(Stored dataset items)

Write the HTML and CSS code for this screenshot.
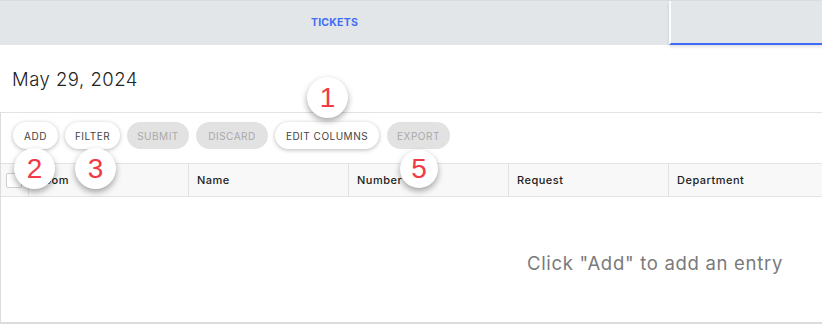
FILE: index.html
```html
<!DOCTYPE html>
<html>
<head>
<meta charset="utf-8">
<link rel="stylesheet" href="styles.css">
</head>
<body>
<div class="page">
  <div class="tabs">
    <div class="tab tab-main">TICKETS</div>
    <div class="tab tab-active"></div>
  </div>
  <div class="date-row">
    <div class="date">May 29, 2024</div>
  </div>
  <div class="panel">
    <div class="toolbar">
      <button class="btn w-add">ADD</button>
      <button class="btn w-filter">FILTER</button>
      <button class="btn disabled w-submit">SUBMIT</button>
      <button class="btn disabled w-discard">DISCARD</button>
      <button class="btn w-edit">EDIT COLUMNS</button>
      <button class="btn disabled w-export">EXPORT</button>
    </div>
    <div class="thead">
      <div class="cell cell-check"><span class="checkbox"></span></div>
      <div class="cell">Room</div>
      <div class="cell">Name</div>
      <div class="cell">Number</div>
      <div class="cell">Request</div>
      <div class="cell cell-last">Department</div>
    </div>
    <div class="tbody">
      <div class="empty">Click "Add" to add an entry</div>
    </div>
  </div>
  <div class="badge b1">1</div>
  <div class="badge b2">2</div>
  <div class="badge b3">3</div>
  <div class="badge b5">5</div>
</div>
</body>
</html>
```

FILE: styles.css
```css
* { box-sizing: border-box; }
html, body { margin: 0; padding: 0; background: #fff; }
body { font-family: "Inter", "Open Sans", sans-serif; color: #333; width: 822px; height: 324px; overflow: hidden; }
.page { position: relative; width: 822px; height: 324px; }

.tabs {
  display: flex;
  height: 45px;
  background: #e2e6e9;
  border-top: 1px solid #d9dde0;
}
.tab { display: flex; align-items: center; justify-content: center; }
.tab-main {
  flex: 0 0 669px;
  color: #3f6df3;
  font-size: 10.5px;
  font-weight: 700;
  letter-spacing: 0.2px;
  padding-bottom: 1px;
}
.tab-active {
  flex: 1;
  border-left: 2px solid #fbfbfb;
  border-bottom: 2px solid #3d6bf5;
  box-shadow: 0 2px 3px rgba(0,0,0,0.12);
}

.date-row { height: 67px; padding: 23px 0 0 12px; }
.date { font-size: 18.5px; font-weight: 300; color: #222; letter-spacing: 0.5px; }

.panel {
  border-top: 1px solid #e3e3e3;
  border-left: 1px solid #dcdcdc;
  border-bottom: 2px solid #dcdcdc;
  height: 212px;
}
.toolbar {
  display: flex;
  gap: 7px;
  padding: 9px 0 0 12px;
  height: 50px;
}
.btn {
  font-family: inherit;
  height: 27px;
  border: none;
  border-radius: 14px;
  background: #fff;
  color: #444;
  font-size: 10px;
  letter-spacing: 0.5px;
  padding: 0;
  box-shadow: 0 1px 4px rgba(0,0,0,0.28);
}
.btn.disabled { background: #e2e2e2; color: #a9a9a9; box-shadow: none; }
.w-add { width: 45px; }
.w-filter { width: 55px; }
.w-submit { width: 62px; }
.w-discard { width: 72px; }
.w-edit { width: 104px; }
.w-export { width: 63px; margin-left: 1px; }

.thead {
  display: flex;
  height: 34px;
  background: #f8f8f8;
  border-top: 1px solid #e3e3e3;
  border-bottom: 1px solid #e3e3e3;
}
.cell {
  flex: 0 0 160px;
  display: flex;
  align-items: center;
  padding-left: 8px;
  border-right: 1px solid #e3e3e3;
  font-size: 11px;
  font-weight: 500;
  letter-spacing: 0.5px;
  color: #222;
}
.cell-check { flex: 0 0 28px; padding-left: 5px; }
.cell-last { flex: 1; border-right: none; }
.checkbox {
  display: block;
  width: 16px;
  height: 15px;
  border: 1px solid #cfcfcf;
  background: #fff;
  border-radius: 2px;
}

.tbody { display: flex; justify-content: flex-end; padding: 55px 39px 0 0; }
.empty { font-size: 18.5px; color: #7a7a7a; letter-spacing: 0.7px; }

.badge {
  position: absolute;
  width: 41px;
  height: 41px;
  border-radius: 50%;
  background: #fff;
  box-shadow: 0 3px 6px rgba(0,0,0,0.35);
  color: #f23a46;
  font-family: "Liberation Sans", Arial, sans-serif;
  font-size: 28px;
  display: flex;
  align-items: center;
  justify-content: center;
}
.b1 { left: 307px; top: 77px; }
.b2 { left: 14px; top: 148px; }
.b3 { left: 75px; top: 148px; }
.b5 { left: 400px; top: 150px; width: 38px; height: 38px; }
```
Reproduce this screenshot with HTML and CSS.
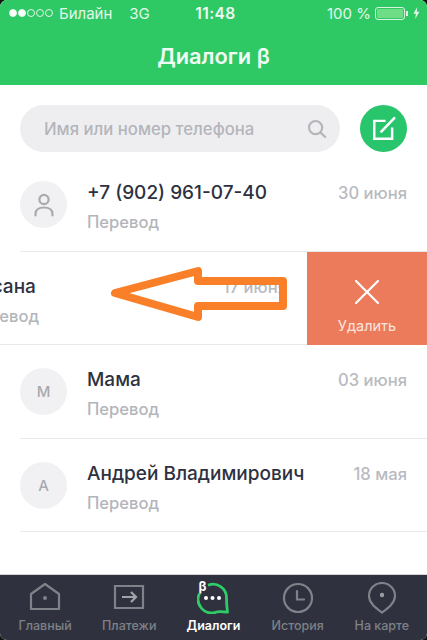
FILE: index.html
```html
<!DOCTYPE html>
<html lang="ru">
<head>
<meta charset="utf-8">
<title>Диалоги</title>
<link rel="stylesheet" href="styles.css">
</head>
<body>
<div class="app">
  <header class="header">
    <div class="status">
      <div class="status-left">
        <span class="signal"><i class="on"></i><i class="on"></i><i></i><i></i><i></i></span>
        <span>Билайн</span>
        <span class="net">3G</span>
      </div>
      <div class="clock">11:48</div>
      <div class="status-right">
        <span>100 %</span>
        <span class="battery"><span class="battery-fill"></span></span>
        <svg class="bolt" width="7" height="12" viewBox="0 0 7 12"><path d="M4.300 0 .4 6.800h2.500L2.200 12l4.200-7.300H3.800z" fill="#dff5e6"/></svg>
      </div>
    </div>
    <h1 class="title">Диалоги β</h1>
  </header>

  <div class="search-bar">
    <div class="search">
      <span>Имя или номер телефона</span>
      <svg width="20" height="20" viewBox="0 0 20 20" fill="none" stroke="#b4b5ba" stroke-width="2.200" stroke-linecap="round"><circle cx="8.600" cy="8.600" r="6.600"/><path d="m13.600 13.600 4.600 4.400"/></svg>
    </div>
    <button class="compose" aria-label="Новый диалог">
      <svg width="26" height="26" viewBox="0 0 24 24" fill="none" stroke="#fff" stroke-width="2.300"><path d="M13.500 4.500H3v16.500h16.500V10.500"/><path d="M9.500 14.500 21.500 2" stroke-linecap="round"/></svg>
    </button>
  </div>

  <main class="list">
    <div class="row">
      <div class="avatar">
        <svg width="22" height="26" viewBox="0 0 22 26" fill="none" stroke="#a9aab0" stroke-width="2.200" stroke-linecap="round"><circle cx="11" cy="7.500" r="4.600"/><path d="M2.500 23.500V22c0-4 3.500-6.500 8.500-6.500s8.500 2.500 8.500 6.500v1.500"/></svg>
      </div>
      <div class="body">
        <div class="line"><span class="name">+7 (902) 961-07-40</span><span class="date">30 июня</span></div>
        <div class="sub">Перевод</div>
      </div>
    </div>

    <div class="swipe">
      <div class="row shifted">
        <div class="avatar">О</div>
        <div class="body">
          <div class="line"><span class="name">Оксана</span><span class="date">17 июня</span></div>
          <div class="sub">Перевод</div>
        </div>
      </div>
      <div class="delete">
        <svg width="26" height="26" viewBox="0 0 26 26" fill="none" stroke="#fff" stroke-width="2.200" stroke-linecap="round"><path d="m2 2 22 22M24 2 2 24"/></svg>
        <span>Удалить</span>
      </div>
      <svg class="arrow" width="180" height="58" viewBox="0 0 180 58" fill="none" stroke="#f98028" stroke-width="8" stroke-linejoin="round"><path d="M6 27 89 5v10h85v25H89v11z"/></svg>
    </div>

    <div class="row">
      <div class="avatar">М</div>
      <div class="body">
        <div class="line"><span class="name">Мама</span><span class="date">03 июня</span></div>
        <div class="sub">Перевод</div>
      </div>
    </div>

    <div class="row">
      <div class="avatar">А</div>
      <div class="body">
        <div class="line"><span class="name">Андрей Владимирович</span><span class="date">18 мая</span></div>
        <div class="sub">Перевод</div>
      </div>
    </div>
  </main>

  <nav class="tabs">
    <div class="tab">
      <svg width="32" height="32" viewBox="0 0 32 32" fill="none" stroke="#80828a" stroke-width="2.200" stroke-linejoin="round"><path d="M2 12 16 2l14 10v15H2z"/><circle cx="16" cy="16" r="2" fill="#80828a" stroke="none"/></svg>
      <span>Главный</span>
    </div>
    <div class="tab">
      <svg width="32" height="32" viewBox="0 0 32 32" fill="none" stroke="#80828a" stroke-width="2.200"><path d="M2 4h28v22H2z"/><path d="M9 15h14m-5-5 5 5-5 5" stroke="#a2a4aa"/></svg>
      <span>Платежи</span>
    </div>
    <div class="tab active">
      <span class="beta">β</span>
      <svg width="32" height="32" viewBox="0 0 32 32" fill="none"><path d="M11 3.200A13.500 13.500 0 0 1 29.500 16c0 5 .3 9 1 14-4 0-8.500-1-12 .3A13.500 13.500 0 0 1 2.500 11.500" stroke="#2ecb66" stroke-width="2.800" stroke-linejoin="round"/><g fill="#fff"><circle cx="9" cy="16" r="2"/><circle cx="15.500" cy="16" r="2"/><circle cx="22" cy="16" r="2"/></g></svg>
      <span>Диалоги</span>
    </div>
    <div class="tab">
      <svg width="32" height="32" viewBox="0 0 32 32" fill="none" stroke="#80828a" stroke-width="2.200" stroke-linecap="round"><circle cx="16" cy="16" r="14"/><path d="M15 9v8.500h7"/></svg>
      <span>История</span>
    </div>
    <div class="tab">
      <svg width="30" height="32" viewBox="0 0 30 32" fill="none" stroke="#80828a" stroke-width="2.200" stroke-linejoin="round"><path d="M15 30.500C9 26 2 21 2 14a13 13 0 0 1 26 0c0 7-7 12-13 16.500z"/><circle cx="15" cy="13" r="2.200" fill="#9a9ca2" stroke="none"/></svg>
      <span>На карте</span>
    </div>
  </nav>
</div>
</body>
</html>
```
FILE: styles.css
```css
* { box-sizing: border-box; }
html, body { margin: 0; height: 100%; background: #111; }
body { font-family: Inter, "Liberation Sans", sans-serif; }

.app {
  width: 427px;
  height: 640px;
  display: flex;
  flex-direction: column;
  background: #fff;
  border-radius: 7px;
  overflow: hidden;
}

.header {
  height: 85px;
  background: #2ec965;
  color: #e3f7ea;
  flex: none;
}
.status {
  height: 26px;
  padding: 0 7px 0 9px;
  display: grid;
  grid-template-columns: 1fr auto 1fr;
  align-items: center;
  font-size: 15px;
}
.status-left { display: flex; align-items: center; gap: 5px; }
.net { margin-left: 12px; }
.signal { display: flex; gap: 1px; margin-right: 1px; }
.signal i {
  width: 8px;
  height: 8px;
  border-radius: 50%;
  border: 1px solid #e3f7ea;
}
.signal i.on { background: #fff; }
.clock { font-weight: 600; font-size: 15.500px; letter-spacing: .4px; color: #eefaf2; margin-left: 2px; }
.status-right { display: flex; align-items: center; justify-content: flex-end; gap: 4px; }
.battery {
  width: 30px;
  height: 13px;
  border: 1px solid #d9f3e1;
  border-radius: 3px;
  padding: 1px;
  position: relative;
  margin-right: 4px;
}
.battery::after {
  content: "";
  position: absolute;
  right: -4px;
  top: 3px;
  width: 2px;
  height: 5px;
  background: #d9f3e1;
}
.battery-fill { display: block; height: 100%; background: #6edd86; border-radius: 1px; }
.title {
  margin: 0;
  padding-top: 16px;
  text-align: center;
  font-size: 21.800px;
  line-height: 28px;
  font-weight: 600;
  color: #f0fbf4;
}

.search-bar {
  flex: none;
  height: 73px;
  padding: 20px 20px 6px;
  display: flex;
  gap: 20px;
}
.search {
  flex: 1;
  height: 47px;
  border-radius: 24px;
  background: #eeeef1;
  padding: 0 13px 0 24px;
  display: flex;
  align-items: center;
  justify-content: space-between;
  color: #b4b5bb;
  font-size: 16.700px;
  font-weight: 500;
}
.compose {
  width: 47px;
  height: 47px;
  padding: 0;
  border: 0;
  border-radius: 50%;
  background: #28c56c;
  display: flex;
  align-items: center;
  justify-content: center;
}

.list { flex: 1; }
.row {
  position: relative;
  height: 93.500px;
  display: flex;
  gap: 20px;
  padding-left: 20px;
  align-items: center;
}
.row::after {
  content: "";
  position: absolute;
  left: 20px;
  right: 0;
  bottom: 0;
  height: 1px;
  background: #e9e9ec;
}
.avatar {
  flex: none;
  width: 47px;
  height: 47px;
  border-radius: 50%;
  background: #f1f1f3;
  color: #a9aab0;
  font-size: 15px;
  font-weight: 500;
  display: flex;
  align-items: center;
  justify-content: center;
}
.body {
  flex: 1;
  height: 100%;
  padding: 23px 20px 0 0;
}
.line { display: flex; justify-content: space-between; align-items: baseline; }
.name { font-size: 19px; line-height: 24px; font-weight: 500; color: #2e3140; }
.date { font-size: 16.600px; font-weight: 500; color: #b9bac0; }
.sub { margin-top: 7px; font-size: 16.600px; line-height: 20px; font-weight: 500; color: #b4b5bb; }

.swipe {
  position: relative;
  display: flex;
  height: 93.500px;
  overflow: hidden;
}
.shifted { flex: 0 0 427px; margin-left: -120px; }
.delete {
  flex: 0 0 120px;
  background: #ec7b5c;
  color: #fbe6df;
  font-size: 14.500px;
  display: flex;
  flex-direction: column;
  align-items: center;
  padding-top: 27px;
  gap: 12px;
}
.arrow { position: absolute; left: 109px; top: 14px; }

.tabs {
  flex: none;
  height: 66px;
  background: #2f323e;
  border-top: 1px solid #d5d5d8;
  display: grid;
  grid-template-columns: repeat(5, 1fr);
  padding: 0 3px;
}
.tab {
  position: relative;
  display: flex;
  flex-direction: column;
  align-items: center;
  gap: 4px;
  padding-top: 7px;
  font-size: 12.500px;
  font-weight: 500;
  color: #7e8087;
}
.tab.active { color: #fff; font-weight: 600; }
.beta {
  position: absolute;
  top: 5px;
  left: 27px;
  font-size: 13px;
  font-weight: 700;
  line-height: 13px;
  color: #fff;
}
```
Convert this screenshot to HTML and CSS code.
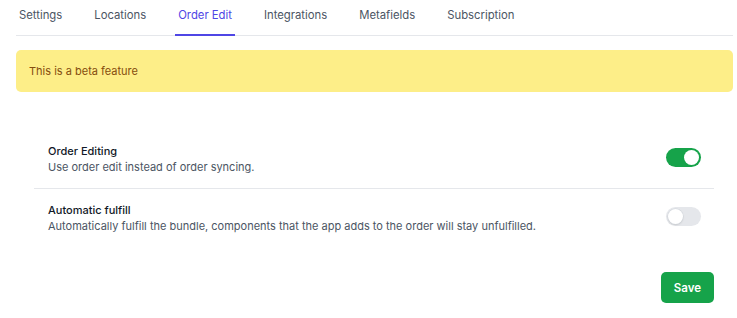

Short task:
Look above for every line with the word "code" and copy it.

Right answer:
Write the HTML and CSS code for this screenshot.
Convert this screenshot to HTML and CSS code.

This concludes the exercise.